I've got a slight problem

Ok, so I'm 16, haven't had sex, and only dated 4 guys, I love having a long term relationship and I've been with my man for over a year now, and the guy before I was with for almost a year, but I feel like in between the 2 relationships, I didn't get anytime to like, Idk, be single, and this guy is the guy of my dreams, an absolute blessing, everything I want and more, I love being with him, but recently I started thinking abt how if we stay together for years and years more, then I won't really have gotten to have the experiences a teenager does, I mean all I ever do is school work, sports, and see him, don't get me wrong, I love seeing him, but he doesn't exactly please me 100%, and we talked abt it last time I was over and it will hopefully be better next time I see him, just have to wait and see.

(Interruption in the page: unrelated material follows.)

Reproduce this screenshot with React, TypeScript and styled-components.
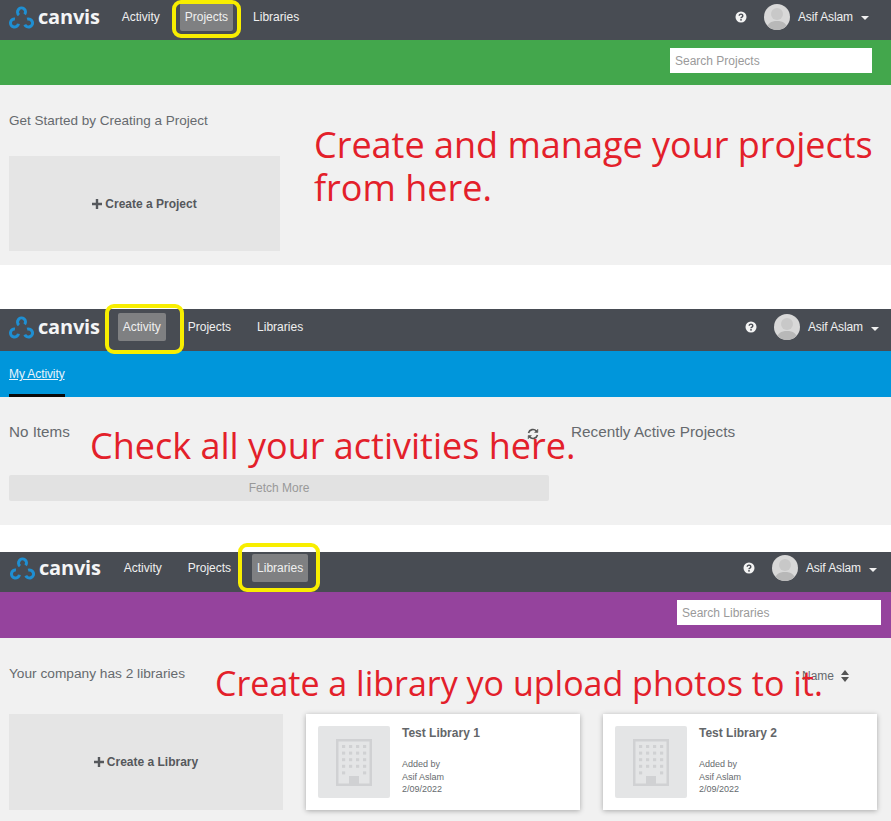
import { createGlobalStyle, styled } from 'styled-components';

const GlobalStyle = createGlobalStyle`
  html, body {
    margin: 0;
    padding: 0;
    background: #fff;
    font-family: 'Liberation Sans', Arial, sans-serif;
  }
`;

const SPage = styled.div`
  width: 891px;
  height: 821px;
  overflow: hidden;
  display: flex;
  flex-direction: column;
`;

const SPanel = styled.section<{ $height: number; $gap: number }>`
  position: relative;
  flex: none;
  height: ${({ $height }) => $height}px;
  margin-bottom: ${({ $gap }) => $gap}px;
  display: flex;
  flex-direction: column;
  background: #f1f1f1;
`;

const SNav = styled.nav<{ $height: number; $pad: number; $right: number; $bottom: number }>`
  flex: none;
  height: ${({ $height }) => $height}px;
  box-sizing: border-box;
  display: flex;
  align-items: center;
  padding: 0 ${({ $right }) => $right}px ${({ $bottom }) => $bottom}px ${({ $pad }) => $pad}px;
  background: #484c53;
  color: #fff;
`;

const SLogo = styled.div<{ $gap: number }>`
  display: flex;
  align-items: center;
  gap: 4px;
  margin-right: ${({ $gap }) => $gap}px;
  font: bold 20px/24px 'Open Sans', sans-serif;
  letter-spacing: -0.2px;
  color: #f4f5f6;
`;

const SNavItem = styled.div<{ $active?: boolean; $gap: number }>`
  flex: none;
  padding: 7px 5px;
  margin-right: ${({ $gap }) => $gap}px;
  font-size: 12px;
  line-height: 14px;
  border-radius: 2px;
  color: #f0f0f0;
  background: ${({ $active }) => ($active ? '#7f8082' : 'transparent')};
`;

const SNavRight = styled.div`
  margin-left: auto;
  display: flex;
  align-items: center;
`;

const SHelp = styled.svg<{ $gap: number }>`
  width: 12px;
  height: 12px;
  margin-right: ${({ $gap }) => $gap}px;
`;

const SAvatar = styled.svg`
  width: 26px;
  height: 26px;
  margin-right: 8px;
  border-radius: 50%;
`;

const SUserName = styled.span`
  font-size: 12px;
  letter-spacing: -0.1px;
  color: #f0f0f0;
`;

const SCaret = styled.span`
  width: 0;
  height: 0;
  margin: 3px 0 0 8px;
  border-style: solid;
  border-width: 4px 4px 0;
  border-color: #f0f0f0 transparent transparent;
`;

const SColorBar = styled.div<{ $color: string; $height: number; $right: number; $bottom: number }>`
  flex: none;
  height: ${({ $height }) => $height}px;
  box-sizing: border-box;
  padding: 0 ${({ $right }) => $right}px ${({ $bottom }) => $bottom}px 0;
  display: flex;
  align-items: center;
  justify-content: flex-end;
  background: ${({ $color }) => $color};
`;

const SSearch = styled.div<{ $width: number }>`
  width: ${({ $width }) => $width}px;
  height: 25px;
  box-sizing: border-box;
  padding-left: 5px;
  display: flex;
  align-items: center;
  background: #fff;
  font-size: 12px;
  color: #9a9a9a;
`;

const STabBar = styled.div`
  flex: none;
  height: 46px;
  padding-left: 9px;
  display: flex;
  background: #0096db;
`;

const STab = styled.div`
  height: 46px;
  box-sizing: border-box;
  padding-top: 16px;
  border-bottom: 3px solid #0a0a0a;
  font-size: 12px;
  line-height: 14px;
  letter-spacing: -0.1px;
  color: #e8f4fb;
  text-decoration: underline;
`;

const SBody = styled.div<{ $top: number; $left: number }>`
  flex: 1;
  min-height: 0;
  padding: ${({ $top }) => $top}px 0 0 ${({ $left }) => $left}px;
  display: flex;
  flex-direction: column;
`;

const SHeading = styled.div<{ $size: number }>`
  font-size: ${({ $size }) => $size}px;
  line-height: 18px;
  color: #666a6e;
`;

const SCreateBox = styled.div<{ $width: number; $height: number; $top: number }>`
  flex: none;
  width: ${({ $width }) => $width}px;
  height: ${({ $height }) => $height}px;
  margin-top: ${({ $top }) => $top}px;
  display: flex;
  align-items: center;
  justify-content: center;
  gap: 3px;
  background: #e5e5e5;
  font-size: 12px;
  font-weight: bold;
  color: #55585c;
`;

const SActivityRow = styled.div`
  display: grid;
  grid-template-columns: 518px 44px 1fr;
  align-items: start;
`;

const SFetchMore = styled.div`
  width: 540px;
  height: 26px;
  margin-top: 34px;
  display: flex;
  align-items: center;
  justify-content: center;
  border-radius: 2px;
  background: #e2e2e2;
  font-size: 12px;
  color: #999;
`;

const SRefresh = styled.svg`
  width: 12px;
  height: 12px;
  margin-top: 5px;
`;

const SLibHeader = styled.div`
  display: flex;
  justify-content: space-between;
  align-items: flex-start;
  height: 18px;
  padding-right: 42px;
`;

const SSort = styled.div`
  margin-top: 2px;
  display: flex;
  align-items: center;
  gap: 7px;
  font-size: 12px;
  line-height: 18px;
  color: #666a6e;
`;

const SLibRow = styled.div`
  margin-top: 31px;
  display: flex;
  align-items: flex-start;
`;

const SCard = styled.div<{ $gap: number }>`
  flex: none;
  width: 274px;
  height: 96px;
  margin-left: ${({ $gap }) => $gap}px;
  box-sizing: border-box;
  padding: 12px;
  display: flex;
  gap: 12px;
  background: #fff;
  box-shadow: 0 1px 5px rgba(0, 0, 0, 0.3);
`;

const SThumb = styled.div`
  flex: none;
  width: 72px;
  height: 72px;
  display: flex;
  align-items: center;
  justify-content: center;
  border-radius: 2px;
  background: #e4e5e6;
`;

const SCardTitle = styled.div`
  height: 25px;
  font-size: 12px;
  line-height: 14px;
  font-weight: bold;
  color: #636669;
`;

const SCardMeta = styled.div`
  margin-top: 7px;
  font-size: 9px;
  line-height: 12.5px;
  color: #666a6e;
`;

const SNote = styled.div<{ $top: number; $left: number; $size: number }>`
  position: absolute;
  top: ${({ $top }) => $top}px;
  left: ${({ $left }) => $left}px;
  font-family: 'Open Sans', 'Noto Sans', sans-serif;
  font-size: ${({ $size }) => $size}px;
  line-height: 43px;
  color: #e3202a;
  white-space: nowrap;
`;

const SHighlight = styled.div<{ $top: number; $left: number; $width: number; $height: number }>`
  position: absolute;
  top: ${({ $top }) => $top}px;
  left: ${({ $left }) => $left}px;
  width: ${({ $width }) => $width}px;
  height: ${({ $height }) => $height}px;
  box-sizing: border-box;
  border: 4px solid #f8ee00;
  border-radius: 9px;
`;

const logoRings = [
  { cx: 12.5, cy: 7, turn: 130 },
  { cx: 5.5, cy: 18, turn: 10 },
  { cx: 19.5, cy: 18, turn: -110 },
];

const LogoMark = () => (
  <svg width="25" height="24" viewBox="0 0 25 24" fill="none" stroke="#1f8fd2" strokeWidth="3">
    {logoRings.map(({ cx, cy, turn }) => (
      <circle
        key={turn}
        cx={cx}
        cy={cy}
        r="4"
        pathLength={100}
        strokeDasharray="74 26"
        transform={`rotate(${turn} ${cx} ${cy})`}
      />
    ))}
  </svg>
);

const Logo = ({ gap }: { gap: number }) => (
  <SLogo $gap={gap}>
    <LogoMark />
    canvis
  </SLogo>
);

const HelpIcon = ({ gap }: { gap: number }) => (
  <SHelp $gap={gap} viewBox="0 0 12 12">
    <circle cx="6" cy="6" r="5.5" fill="#f4f4f4" />
    <path d="M4.2 4.7a1.8 1.6 0 1 1 2.7 1.4c-.6.4-.9.6-.9 1.2" fill="none" stroke="#484c53" strokeWidth="1.4" />
    <rect x="5.2" y="8.1" width="1.6" height="1.5" fill="#484c53" />
  </SHelp>
);

const Avatar = () => (
  <SAvatar viewBox="0 0 26 26">
    <rect width="26" height="26" fill="#d8d8d8" />
    <circle cx="13" cy="10" r="6" fill="#c8c8c8" />
    <path d="M3 26c0-7 4-9 10-9s10 2 10 9z" fill="#b8b8b8" />
  </SAvatar>
);

const UserMenu = ({ helpGap }: { helpGap: number }) => (
  <SNavRight>
    <HelpIcon gap={helpGap} />
    <Avatar />
    <SUserName>Asif Aslam</SUserName>
    <SCaret />
  </SNavRight>
);

const PlusIcon = () => (
  <svg width="10" height="10" viewBox="0 0 10 10" fill="#55585c">
    <path d="M3.8 0h2.4v3.8H10v2.4H6.2V10H3.8V6.2H0V3.8h3.8z" />
  </svg>
);

const windowCells = [0, 1, 2, 3, 4].flatMap((row) =>
  [0, 1, 2, 3].filter((col) => row < 4 || col === 0 || col === 3).map((col) => ({ row, col })),
);

const BuildingIcon = () => (
  <svg width="36" height="47" viewBox="0 0 36 47">
    <rect x="1.25" y="1.25" width="33.5" height="44.5" fill="none" stroke="#d0d1d3" strokeWidth="2.5" />
    {windowCells.map(({ row, col }) => (
      <rect key={`${row}-${col}`} x={6 + col * 7} y={6 + row * 6.6} width="3.2" height="3" fill="#d0d1d3" />
    ))}
    <rect x="13" y="37" width="10" height="9" fill="#d0d1d3" />
  </svg>
);

const RefreshIcon = () => (
  <SRefresh viewBox="0 0 12 12" fill="none" stroke="#555" strokeWidth="1.6">
    <path d="M1.5 5a4.6 4.6 0 0 1 8-1.8" />
    <path d="M10.5 7a4.6 4.6 0 0 1-8 1.8" />
    <path d="M10.8 1v3.4H7.4M1.2 11V7.6h3.4" fill="#555" strokeWidth="0.6" />
  </SRefresh>
);

const SortIcon = () => (
  <svg width="8" height="12" viewBox="0 0 8 12" fill="#555">
    <path d="M4 0l4 5H0zM4 12L0 7h8z" />
  </svg>
);

const LibraryCard = ({ title, gap }: { title: string; gap: number }) => (
  <SCard $gap={gap}>
    <SThumb>
      <BuildingIcon />
    </SThumb>
    <div>
      <SCardTitle>{title}</SCardTitle>
      <SCardMeta>
        Added by
        <br />
        Asif Aslam
        <br />
        2/09/2022
      </SCardMeta>
    </div>
  </SCard>
);

const App = () => (
  <SPage>
    <GlobalStyle />

    <SPanel $height={265} $gap={44}>
      <SNav $height={40} $pad={9} $right={22} $bottom={7}>
        <Logo gap={17} />
        <SNavItem $gap={15}>Activity</SNavItem>
        <SNavItem $active $gap={15}>Projects</SNavItem>
        <SNavItem $gap={0}>Libraries</SNavItem>
        <UserMenu helpGap={17} />
      </SNav>
      <SColorBar $color="#43a74c" $height={45} $right={19} $bottom={4}>
        <SSearch $width={202}>Search Projects</SSearch>
      </SColorBar>
      <SBody $top={27} $left={9}>
        <SHeading $size={13.5}>Get Started by Creating a Project</SHeading>
        <SCreateBox $width={271} $height={95} $top={26}>
          <PlusIcon />
          Create a Project
        </SCreateBox>
      </SBody>
      <SHighlight $top={0} $left={172} $width={69} $height={38} />
      <SNote $top={123} $left={314} $size={36}>
        Create and manage your projects
        <br />
        from here.
      </SNote>
    </SPanel>

    <SPanel $height={216} $gap={27}>
      <SNav $height={42} $pad={9} $right={12} $bottom={6}>
        <Logo gap={18} />
        <SNavItem $active $gap={17}>Activity</SNavItem>
        <SNavItem $gap={16}>Projects</SNavItem>
        <SNavItem $gap={0}>Libraries</SNavItem>
        <UserMenu helpGap={17} />
      </SNav>
      <STabBar>
        <STab>My Activity</STab>
      </STabBar>
      <SBody $top={26} $left={9}>
        <SActivityRow>
          <SHeading $size={15.2}>No Items</SHeading>
          <RefreshIcon />
          <SHeading $size={15.3}>Recently Active Projects</SHeading>
        </SActivityRow>
        <SFetchMore>Fetch More</SFetchMore>
      </SBody>
      <SHighlight $top={-5} $left={105} $width={79} $height={50} />
      <SNote $top={115} $left={90} $size={36}>
        Check all your activities here.
      </SNote>
    </SPanel>

    <SPanel $height={269} $gap={0}>
      <SNav $height={40} $pad={10} $right={14} $bottom={8}>
        <Logo gap={18} />
        <SNavItem $gap={16}>Activity</SNavItem>
        <SNavItem $gap={16}>Projects</SNavItem>
        <SNavItem $active $gap={0}>Libraries</SNavItem>
        <UserMenu helpGap={17} />
      </SNav>
      <SColorBar $color="#95439d" $height={46} $right={10} $bottom={5}>
        <SSearch $width={204}>Search Libraries</SSearch>
      </SColorBar>
      <SBody $top={27} $left={9}>
        <SLibHeader>
          <SHeading $size={13.7}>Your company has 2 libraries</SHeading>
          <SSort>
            Name <SortIcon />
          </SSort>
        </SLibHeader>
        <SLibRow>
          <SCreateBox $width={274} $height={96} $top={0}>
            <PlusIcon />
            Create a Library
          </SCreateBox>
          <LibraryCard title="Test Library 1" gap={23} />
          <LibraryCard title="Test Library 2" gap={23} />
        </SLibRow>
      </SBody>
      <SHighlight $top={-9} $left={238} $width={82} $height={49} />
      <SNote $top={110} $left={215} $size={34}>
        Create a library yo upload photos to it.
      </SNote>
    </SPanel>
  </SPage>
);

export default App;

But also, I've started thinking about another guy, I haven't done anything, he texted me 1 day after somebody close to us passed away, checking on me and so I checked on him too and didn't talk for more than a few mins. I saw him the day before in school and he acted like he was gonna fight me and I was like haha and we went back and forthfor a min until 1 of his friends said he wouldn't pull me off of him if we started fighting, and the guy said he wouldn't be complaining. I laughed and walked away and he said, I'm jk and patted me on the back. He's nice, I wouldn't date him, but I've been thinking abt him and I know it's wrong and I've been beating myself up abt it. I told my boyfriend abt how he texted me, but not abt what he said in class. I just need to straighten myself out because I don't wanna risk losing my man but I'm also thinking abt how I won't get to experience new things.